YOUR INSTRUCTIONS
Check each line for the string "with" and give only the count of lines that have it.

─── ROWS

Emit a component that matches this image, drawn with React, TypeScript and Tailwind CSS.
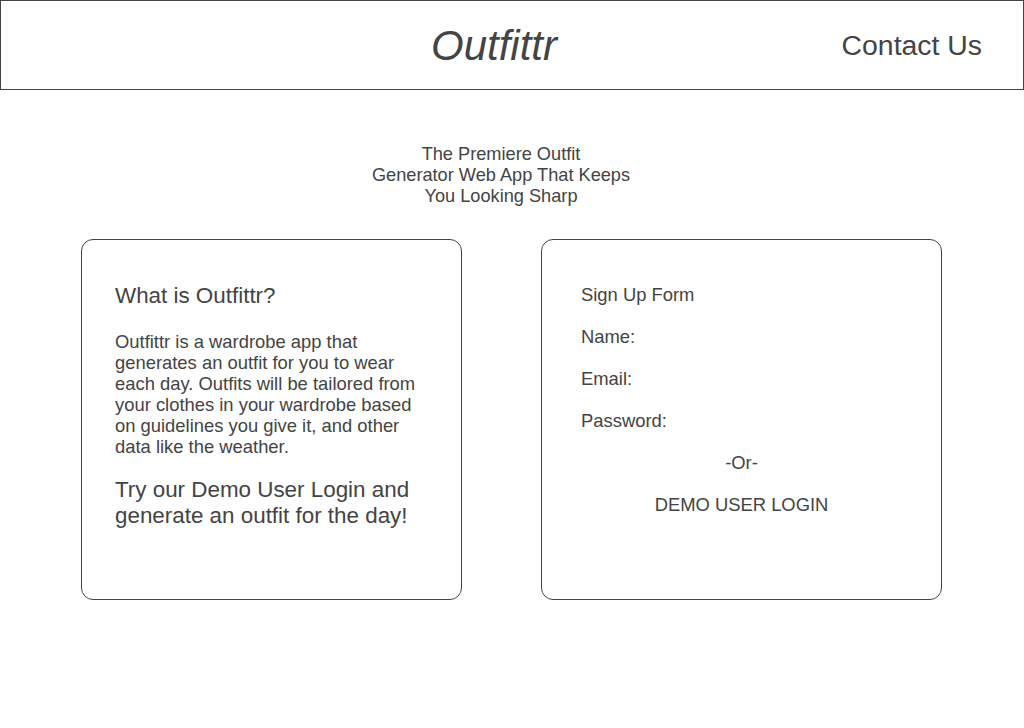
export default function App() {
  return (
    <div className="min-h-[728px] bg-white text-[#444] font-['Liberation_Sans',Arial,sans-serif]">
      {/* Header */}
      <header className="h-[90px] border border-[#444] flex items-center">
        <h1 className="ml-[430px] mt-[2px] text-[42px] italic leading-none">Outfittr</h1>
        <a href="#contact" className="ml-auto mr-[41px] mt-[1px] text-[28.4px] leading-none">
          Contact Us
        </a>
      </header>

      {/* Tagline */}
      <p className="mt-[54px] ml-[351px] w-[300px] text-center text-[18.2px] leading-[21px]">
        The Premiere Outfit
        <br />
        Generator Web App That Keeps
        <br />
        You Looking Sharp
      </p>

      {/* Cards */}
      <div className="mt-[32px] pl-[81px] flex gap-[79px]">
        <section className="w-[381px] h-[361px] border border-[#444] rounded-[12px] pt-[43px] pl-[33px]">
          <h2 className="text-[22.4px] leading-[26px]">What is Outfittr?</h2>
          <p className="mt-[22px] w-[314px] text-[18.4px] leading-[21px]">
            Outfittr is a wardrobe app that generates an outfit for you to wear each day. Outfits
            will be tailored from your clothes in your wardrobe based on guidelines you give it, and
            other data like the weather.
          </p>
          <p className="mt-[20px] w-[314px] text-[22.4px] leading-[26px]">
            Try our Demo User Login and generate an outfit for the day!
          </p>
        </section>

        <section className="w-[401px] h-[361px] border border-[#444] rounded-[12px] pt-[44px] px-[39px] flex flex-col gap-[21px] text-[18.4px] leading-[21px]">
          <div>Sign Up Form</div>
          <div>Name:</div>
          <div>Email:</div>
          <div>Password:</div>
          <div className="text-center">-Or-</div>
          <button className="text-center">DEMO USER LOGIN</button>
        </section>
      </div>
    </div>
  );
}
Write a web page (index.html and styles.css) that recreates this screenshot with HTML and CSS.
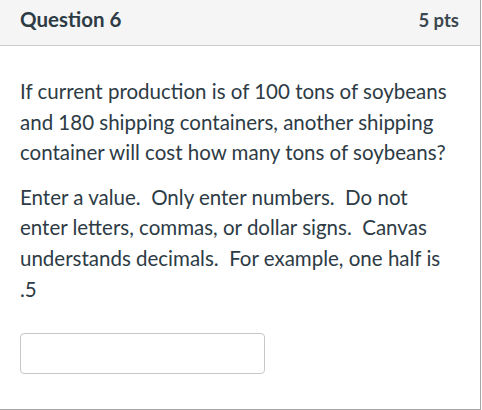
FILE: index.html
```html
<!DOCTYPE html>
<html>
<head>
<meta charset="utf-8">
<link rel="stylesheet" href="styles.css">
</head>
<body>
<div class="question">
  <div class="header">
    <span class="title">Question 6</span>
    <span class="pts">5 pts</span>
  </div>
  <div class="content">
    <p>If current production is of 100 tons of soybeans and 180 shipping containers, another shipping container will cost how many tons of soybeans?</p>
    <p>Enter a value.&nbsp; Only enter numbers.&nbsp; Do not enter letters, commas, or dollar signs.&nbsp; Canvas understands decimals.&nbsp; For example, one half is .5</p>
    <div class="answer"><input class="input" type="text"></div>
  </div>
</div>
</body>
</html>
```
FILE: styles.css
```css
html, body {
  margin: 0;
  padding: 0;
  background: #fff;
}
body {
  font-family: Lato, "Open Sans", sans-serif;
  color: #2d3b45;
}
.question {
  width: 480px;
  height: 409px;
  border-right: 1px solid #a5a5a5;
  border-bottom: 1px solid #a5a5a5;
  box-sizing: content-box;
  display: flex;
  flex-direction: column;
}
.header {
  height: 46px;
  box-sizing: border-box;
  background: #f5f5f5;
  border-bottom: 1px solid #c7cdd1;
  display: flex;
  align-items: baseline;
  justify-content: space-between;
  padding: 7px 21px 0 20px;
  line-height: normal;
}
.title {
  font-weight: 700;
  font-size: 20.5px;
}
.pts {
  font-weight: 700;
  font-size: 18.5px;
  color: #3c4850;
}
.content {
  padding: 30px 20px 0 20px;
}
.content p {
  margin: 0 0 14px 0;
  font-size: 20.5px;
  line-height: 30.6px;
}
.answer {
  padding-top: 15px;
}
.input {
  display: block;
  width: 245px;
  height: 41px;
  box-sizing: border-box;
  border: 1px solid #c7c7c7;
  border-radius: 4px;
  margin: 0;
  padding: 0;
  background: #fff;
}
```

──────

FINISHED EXERCISE
2